JEFFERSON CITY, Mo. (Legal Newsline) – The Supreme Court of Missouri has overturned a jury verdict against a woman whose esophageal lining allegedly was torn during a medical procedure.
On May 16, court reversed a Circuit Court of Buchanan County decision, finding it abused its discretion by refusing to withdraw instruction related to an informed consent form introduced at trial by the defendants, Dr. Rohtashav Dhir and his practice group, P.B. Patel, M.D., P.C. Josephine Wilson signed the form, acknowledging the risks of an endoscopy and other medical procedures, the opinion states.

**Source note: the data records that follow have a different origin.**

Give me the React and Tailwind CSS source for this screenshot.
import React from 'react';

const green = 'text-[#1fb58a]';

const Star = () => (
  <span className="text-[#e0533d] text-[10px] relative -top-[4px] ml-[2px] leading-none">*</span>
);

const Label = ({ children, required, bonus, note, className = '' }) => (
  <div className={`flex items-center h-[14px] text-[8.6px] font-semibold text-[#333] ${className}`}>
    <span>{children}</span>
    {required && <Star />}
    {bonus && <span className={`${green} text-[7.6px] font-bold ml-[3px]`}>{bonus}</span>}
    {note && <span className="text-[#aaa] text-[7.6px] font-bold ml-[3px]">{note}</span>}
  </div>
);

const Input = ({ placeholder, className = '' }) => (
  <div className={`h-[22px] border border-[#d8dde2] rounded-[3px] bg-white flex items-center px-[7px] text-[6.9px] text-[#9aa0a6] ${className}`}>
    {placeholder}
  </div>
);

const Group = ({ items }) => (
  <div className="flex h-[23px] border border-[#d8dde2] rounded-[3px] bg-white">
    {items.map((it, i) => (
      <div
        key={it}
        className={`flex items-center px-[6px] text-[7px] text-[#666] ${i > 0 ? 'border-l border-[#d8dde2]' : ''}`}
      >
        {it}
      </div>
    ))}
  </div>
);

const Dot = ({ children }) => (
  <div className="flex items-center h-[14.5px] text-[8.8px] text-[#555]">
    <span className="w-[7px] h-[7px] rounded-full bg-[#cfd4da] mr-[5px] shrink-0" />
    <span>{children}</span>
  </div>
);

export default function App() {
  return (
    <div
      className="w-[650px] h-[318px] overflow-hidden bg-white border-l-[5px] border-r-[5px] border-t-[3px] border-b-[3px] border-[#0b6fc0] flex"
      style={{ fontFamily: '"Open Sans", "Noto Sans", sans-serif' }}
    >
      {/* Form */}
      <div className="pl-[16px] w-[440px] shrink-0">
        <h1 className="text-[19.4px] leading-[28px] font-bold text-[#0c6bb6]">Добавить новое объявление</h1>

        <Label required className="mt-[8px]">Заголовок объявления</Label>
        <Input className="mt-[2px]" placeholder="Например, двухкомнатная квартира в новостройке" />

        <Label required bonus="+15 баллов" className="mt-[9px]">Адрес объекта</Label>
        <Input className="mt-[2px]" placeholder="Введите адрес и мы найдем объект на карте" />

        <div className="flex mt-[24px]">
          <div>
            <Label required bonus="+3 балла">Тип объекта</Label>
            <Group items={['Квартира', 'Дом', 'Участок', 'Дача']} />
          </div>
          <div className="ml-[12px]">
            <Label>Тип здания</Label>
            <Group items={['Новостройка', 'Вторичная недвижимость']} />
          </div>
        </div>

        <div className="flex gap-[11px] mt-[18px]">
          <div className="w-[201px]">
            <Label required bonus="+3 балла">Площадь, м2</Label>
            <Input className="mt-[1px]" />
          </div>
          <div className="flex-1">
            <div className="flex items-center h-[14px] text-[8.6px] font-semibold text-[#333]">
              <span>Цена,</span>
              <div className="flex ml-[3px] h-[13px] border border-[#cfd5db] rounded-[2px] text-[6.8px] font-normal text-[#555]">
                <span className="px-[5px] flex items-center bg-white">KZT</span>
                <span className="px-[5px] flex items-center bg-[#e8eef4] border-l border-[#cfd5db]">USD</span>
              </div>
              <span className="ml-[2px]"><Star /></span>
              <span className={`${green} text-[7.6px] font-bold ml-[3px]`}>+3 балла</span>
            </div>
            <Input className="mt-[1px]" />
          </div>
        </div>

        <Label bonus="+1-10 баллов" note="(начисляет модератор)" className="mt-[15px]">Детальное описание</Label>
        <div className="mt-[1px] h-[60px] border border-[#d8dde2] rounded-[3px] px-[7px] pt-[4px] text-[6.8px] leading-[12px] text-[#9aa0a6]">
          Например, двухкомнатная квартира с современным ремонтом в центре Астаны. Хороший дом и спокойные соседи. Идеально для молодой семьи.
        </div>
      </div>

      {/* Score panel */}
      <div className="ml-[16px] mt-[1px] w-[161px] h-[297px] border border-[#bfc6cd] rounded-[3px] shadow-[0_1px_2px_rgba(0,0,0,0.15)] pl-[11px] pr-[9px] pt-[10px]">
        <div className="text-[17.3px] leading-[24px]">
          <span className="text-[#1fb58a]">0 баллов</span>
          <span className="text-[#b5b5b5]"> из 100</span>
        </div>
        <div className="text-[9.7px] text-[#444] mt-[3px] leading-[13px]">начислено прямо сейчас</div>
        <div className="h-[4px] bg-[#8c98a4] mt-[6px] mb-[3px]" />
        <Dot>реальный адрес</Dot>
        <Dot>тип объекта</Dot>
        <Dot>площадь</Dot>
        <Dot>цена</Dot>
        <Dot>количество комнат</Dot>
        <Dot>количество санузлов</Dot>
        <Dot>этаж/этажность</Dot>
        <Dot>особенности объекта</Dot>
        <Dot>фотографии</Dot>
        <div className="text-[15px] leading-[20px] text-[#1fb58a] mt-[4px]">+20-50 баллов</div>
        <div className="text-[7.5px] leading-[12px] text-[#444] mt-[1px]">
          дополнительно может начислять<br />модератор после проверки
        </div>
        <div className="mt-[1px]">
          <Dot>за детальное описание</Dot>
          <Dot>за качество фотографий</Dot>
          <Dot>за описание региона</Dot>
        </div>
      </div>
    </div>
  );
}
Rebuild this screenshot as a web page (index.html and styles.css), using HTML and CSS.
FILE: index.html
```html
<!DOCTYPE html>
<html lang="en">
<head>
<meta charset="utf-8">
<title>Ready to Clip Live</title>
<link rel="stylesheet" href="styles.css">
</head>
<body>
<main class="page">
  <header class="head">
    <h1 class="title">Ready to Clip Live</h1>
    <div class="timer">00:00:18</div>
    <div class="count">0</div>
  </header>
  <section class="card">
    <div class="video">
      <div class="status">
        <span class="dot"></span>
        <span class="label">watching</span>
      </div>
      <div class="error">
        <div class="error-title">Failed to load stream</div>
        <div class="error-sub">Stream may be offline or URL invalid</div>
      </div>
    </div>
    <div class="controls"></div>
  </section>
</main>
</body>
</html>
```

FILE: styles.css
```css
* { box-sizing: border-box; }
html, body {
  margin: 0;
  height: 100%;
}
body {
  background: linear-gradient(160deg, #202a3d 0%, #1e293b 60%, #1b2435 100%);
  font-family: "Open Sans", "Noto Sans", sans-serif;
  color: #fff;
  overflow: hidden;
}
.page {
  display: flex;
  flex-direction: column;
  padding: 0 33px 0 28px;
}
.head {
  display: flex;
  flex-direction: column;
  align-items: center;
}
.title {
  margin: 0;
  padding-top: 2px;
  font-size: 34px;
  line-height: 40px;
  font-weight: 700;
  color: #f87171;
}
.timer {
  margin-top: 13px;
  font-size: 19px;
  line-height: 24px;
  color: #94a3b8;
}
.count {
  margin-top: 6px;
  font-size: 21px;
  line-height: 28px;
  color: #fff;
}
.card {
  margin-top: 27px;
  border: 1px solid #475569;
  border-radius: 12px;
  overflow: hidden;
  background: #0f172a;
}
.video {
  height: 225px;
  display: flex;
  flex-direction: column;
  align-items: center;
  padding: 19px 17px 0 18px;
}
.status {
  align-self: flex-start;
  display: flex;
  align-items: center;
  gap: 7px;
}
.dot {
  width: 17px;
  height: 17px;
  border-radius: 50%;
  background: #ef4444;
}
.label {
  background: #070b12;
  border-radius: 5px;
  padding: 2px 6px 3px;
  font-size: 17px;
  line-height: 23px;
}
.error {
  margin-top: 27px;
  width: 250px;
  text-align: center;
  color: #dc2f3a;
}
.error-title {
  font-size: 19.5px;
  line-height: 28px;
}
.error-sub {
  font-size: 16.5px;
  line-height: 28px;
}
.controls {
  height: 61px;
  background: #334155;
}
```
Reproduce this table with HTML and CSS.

During the circuit court trial, Wilson’s attorney argued that there was no evidence that suggested the informed consent form caused or contributed to her injury, noting it would confuse jurors. The trial court judge refused to withdraw the instruction related to the form. The jury requested to see a copy of the form and then rendered a verdict in favor of the defendants.
According to court documents, her attorney requested the withdrawal of the instruction at trial because Wilson did not present a claim for lack of informed consent, and Dhir did not raise informed consent as an affirmative defense. Nevertheless, Dhir’s counsel mentioned the consent during opening arguments.
The court rejected Dhir’s argument that Wilson’s failure to object sooner to the first reference to informed consent was invited error. This court also agreed that other states addressing this issue have agreed that evidence of informed consent is irrelevant to a claim of negligence in providing care and treatment, according to court documents.
“Because informed consent was irrelevant to the case as pleaded and could only confuse the jury in its determination of the facts, the judgment is reversed and the case is remanded to the trial court,” according to Judge Mary R. Russell's decision.
In 2004 and 2005, Wilson underwent balloon dilation of her esophagus, which provided some long-term relief for her acid reflux. In 2009, an ear, nose, and throat specialist diagnosed Wilson with inflammation of the throat lining and a feeling of something stuck in the throat causing difficulty swallowing.
The doctor referred her to Dhir, a gastroenterologist who prescribed acid reflux medication and scheduled an endoscopy in December 2009. He concluded that she may need a dilation of the esophagus depending on the findings, according to court documents.
During the procedure, he found that she had inflammation or irritation of the stomach lining and a polyp, which was removed, near the top of her esophagus. Dhir saw nothing that required him to take further action but still performed an esophageal dilation, a procedure that stretches the esophagus by using a large, rubbery bore dilator. During the dilation, he discovered the dilator had kinked, causing a tear in Wilson’s esophageal lining. A surgeon repaired the tear, but she alleges she continues to experience constant pain in her ribs, muscles, and nerves since the surgery, according to court records.